GIVEN INFORMATION:

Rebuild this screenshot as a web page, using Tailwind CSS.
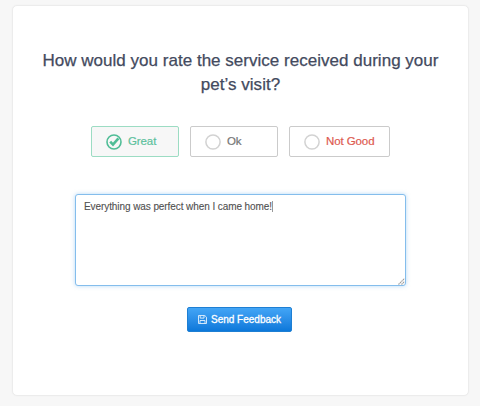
<!DOCTYPE html>
<html lang="en">

<head>
    <meta charset="UTF-8">
    <meta name="viewport" content="width=device-width, initial-scale=1.0">
    <title>Rate your visit</title>
    <script src="https://cdn.jsdelivr.net/npm/@tailwindcss/browser@4"></script>
</head>

<body class="bg-[#f7f7f7] h-screen overflow-hidden px-3 pt-[5px] font-['Liberation_Sans',Arial,sans-serif]">
    <form id="feedbackForm"
        class="flex flex-col items-center w-[457px] h-[391px] bg-white border border-[#ececec] rounded-[5px] shadow-[0_0_2px_rgba(0,0,0,0.04)] pt-[43px]">
        <h1 class="text-[17px] leading-6 tracking-[0.02px] text-[#434a5e] text-center whitespace-nowrap [-webkit-text-stroke:0.25px_#434a5e]">
            How would you rate the service received during your<br>pet’s visit?
        </h1>

        <!-- Rating options -->
        <div class="flex gap-[11px] mt-[29px] text-[11.5px] tracking-[-0.1px] [-webkit-text-stroke:0.2px_currentColor]">
            <button type="button"
                class="flex items-center w-[88px] h-[31px] pl-[14px] gap-[6px] bg-[#f7f7f7] border border-[#9cdcc3] rounded-[2px] text-[#5dc19d]">
                <svg class="size-4 shrink-0" viewBox="0 0 16 16" fill="none" stroke="#4fbd96">
                    <circle cx="8" cy="8" r="7" stroke-width="1.6" />
                    <path d="M4.2 7.6l2.8 3 5.4-6.2" stroke-width="2.6" />
                </svg>
                Great
            </button>
            <button type="button"
                class="flex items-center w-[88px] h-[31px] pl-[14px] gap-[6px] bg-white border border-[#cbcbcb] rounded-[2px] text-[#757575]">
                <svg class="size-4 shrink-0" viewBox="0 0 16 16" fill="none" stroke="#d2d2d2">
                    <circle cx="8" cy="8" r="7.1" stroke-width="1.5" />
                </svg>
                Ok
            </button>
            <button type="button"
                class="flex items-center w-[101px] h-[31px] pl-[14px] gap-[6px] bg-white border border-[#cbcbcb] rounded-[2px] text-[#dd5a50] whitespace-nowrap">
                <svg class="size-4 shrink-0" viewBox="0 0 16 16" fill="none" stroke="#d2d2d2">
                    <circle cx="8" cy="8" r="7.1" stroke-width="1.5" />
                </svg>
                Not Good
            </button>
        </div>

        <!-- Comment box -->
        <div
            class="relative flex w-[331px] h-[92px] mt-[37px] pt-[6px] pl-2 bg-white border border-[#84bdec] rounded-[3px] shadow-[0_0_4px_rgba(110,180,240,0.5)]">
            <p class="text-[10px] leading-3 tracking-[-0.08px] text-[#505050] whitespace-nowrap [-webkit-text-stroke:0.1px_#505050]">Everything was perfect when I came home!</p>
            <span class="w-px h-[11px] bg-[#999]"></span>
            <svg class="absolute right-0 bottom-0 size-[7px]" viewBox="0 0 7 7" stroke="#999" stroke-width="1.1">
                <path d="M0.5 6.5l6-6M3.5 6.5l3-3" stroke-dasharray="1.5 0.6" />
            </svg>
        </div>

        <button type="submit"
            class="flex items-center justify-center gap-1 w-[105px] h-[25px] mt-[21px] mr-[2px] bg-linear-to-b from-[#42a5f6] to-[#0b78da] border border-[#1e7fd3] rounded-[2px] text-[10px] text-white whitespace-nowrap [-webkit-text-stroke:0.3px_#fff]">
            <svg class="size-[9px] shrink-0" viewBox="0 0 9 9" fill="none" stroke="#e3f1fd" stroke-width="0.9">
                <path d="M0.5 0.5h6.3l1.7 1.7v6.3h-8zM2.2 0.5v2.6h3.8v-2.6M2 8.5v-3h5v3" />
            </svg>
            Send Feedback
        </button>
    </form>
</body>

</html>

EXERCISE AIM:
The listing above needs to be output again exactly. Don't include the pictures.

EXERCISE SOLUTION:
Rebuild this screenshot as a web page, using Tailwind CSS.
<!DOCTYPE html>
<html lang="en">

<head>
    <meta charset="UTF-8">
    <meta name="viewport" content="width=device-width, initial-scale=1.0">
    <title>Rate your visit</title>
    <script src="https://cdn.jsdelivr.net/npm/@tailwindcss/browser@4"></script>
</head>

<body class="bg-[#f7f7f7] h-screen overflow-hidden px-3 pt-[5px] font-['Liberation_Sans',Arial,sans-serif]">
    <form id="feedbackForm"
        class="flex flex-col items-center w-[457px] h-[391px] bg-white border border-[#ececec] rounded-[5px] shadow-[0_0_2px_rgba(0,0,0,0.04)] pt-[43px]">
        <h1 class="text-[17px] leading-6 tracking-[0.02px] text-[#434a5e] text-center whitespace-nowrap [-webkit-text-stroke:0.25px_#434a5e]">
            How would you rate the service received during your<br>pet’s visit?
        </h1>

        <!-- Rating options -->
        <div class="flex gap-[11px] mt-[29px] text-[11.5px] tracking-[-0.1px] [-webkit-text-stroke:0.2px_currentColor]">
            <button type="button"
                class="flex items-center w-[88px] h-[31px] pl-[14px] gap-[6px] bg-[#f7f7f7] border border-[#9cdcc3] rounded-[2px] text-[#5dc19d]">
                <svg class="size-4 shrink-0" viewBox="0 0 16 16" fill="none" stroke="#4fbd96">
                    <circle cx="8" cy="8" r="7" stroke-width="1.6" />
                    <path d="M4.2 7.6l2.8 3 5.4-6.2" stroke-width="2.6" />
                </svg>
                Great
            </button>
            <button type="button"
                class="flex items-center w-[88px] h-[31px] pl-[14px] gap-[6px] bg-white border border-[#cbcbcb] rounded-[2px] text-[#757575]">
                <svg class="size-4 shrink-0" viewBox="0 0 16 16" fill="none" stroke="#d2d2d2">
                    <circle cx="8" cy="8" r="7.1" stroke-width="1.5" />
                </svg>
                Ok
            </button>
            <button type="button"
                class="flex items-center w-[101px] h-[31px] pl-[14px] gap-[6px] bg-white border border-[#cbcbcb] rounded-[2px] text-[#dd5a50] whitespace-nowrap">
                <svg class="size-4 shrink-0" viewBox="0 0 16 16" fill="none" stroke="#d2d2d2">
                    <circle cx="8" cy="8" r="7.1" stroke-width="1.5" />
                </svg>
                Not Good
            </button>
        </div>

        <!-- Comment box -->
        <div
            class="relative flex w-[331px] h-[92px] mt-[37px] pt-[6px] pl-2 bg-white border border-[#84bdec] rounded-[3px] shadow-[0_0_4px_rgba(110,180,240,0.5)]">
            <p class="text-[10px] leading-3 tracking-[-0.08px] text-[#505050] whitespace-nowrap [-webkit-text-stroke:0.1px_#505050]">Everything was perfect when I came home!</p>
            <span class="w-px h-[11px] bg-[#999]"></span>
            <svg class="absolute right-0 bottom-0 size-[7px]" viewBox="0 0 7 7" stroke="#999" stroke-width="1.1">
                <path d="M0.5 6.5l6-6M3.5 6.5l3-3" stroke-dasharray="1.5 0.6" />
            </svg>
        </div>

        <button type="submit"
            class="flex items-center justify-center gap-1 w-[105px] h-[25px] mt-[21px] mr-[2px] bg-linear-to-b from-[#42a5f6] to-[#0b78da] border border-[#1e7fd3] rounded-[2px] text-[10px] text-white whitespace-nowrap [-webkit-text-stroke:0.3px_#fff]">
            <svg class="size-[9px] shrink-0" viewBox="0 0 9 9" fill="none" stroke="#e3f1fd" stroke-width="0.9">
                <path d="M0.5 0.5h6.3l1.7 1.7v6.3h-8zM2.2 0.5v2.6h3.8v-2.6M2 8.5v-3h5v3" />
            </svg>
            Send Feedback
        </button>
    </form>
</body>

</html>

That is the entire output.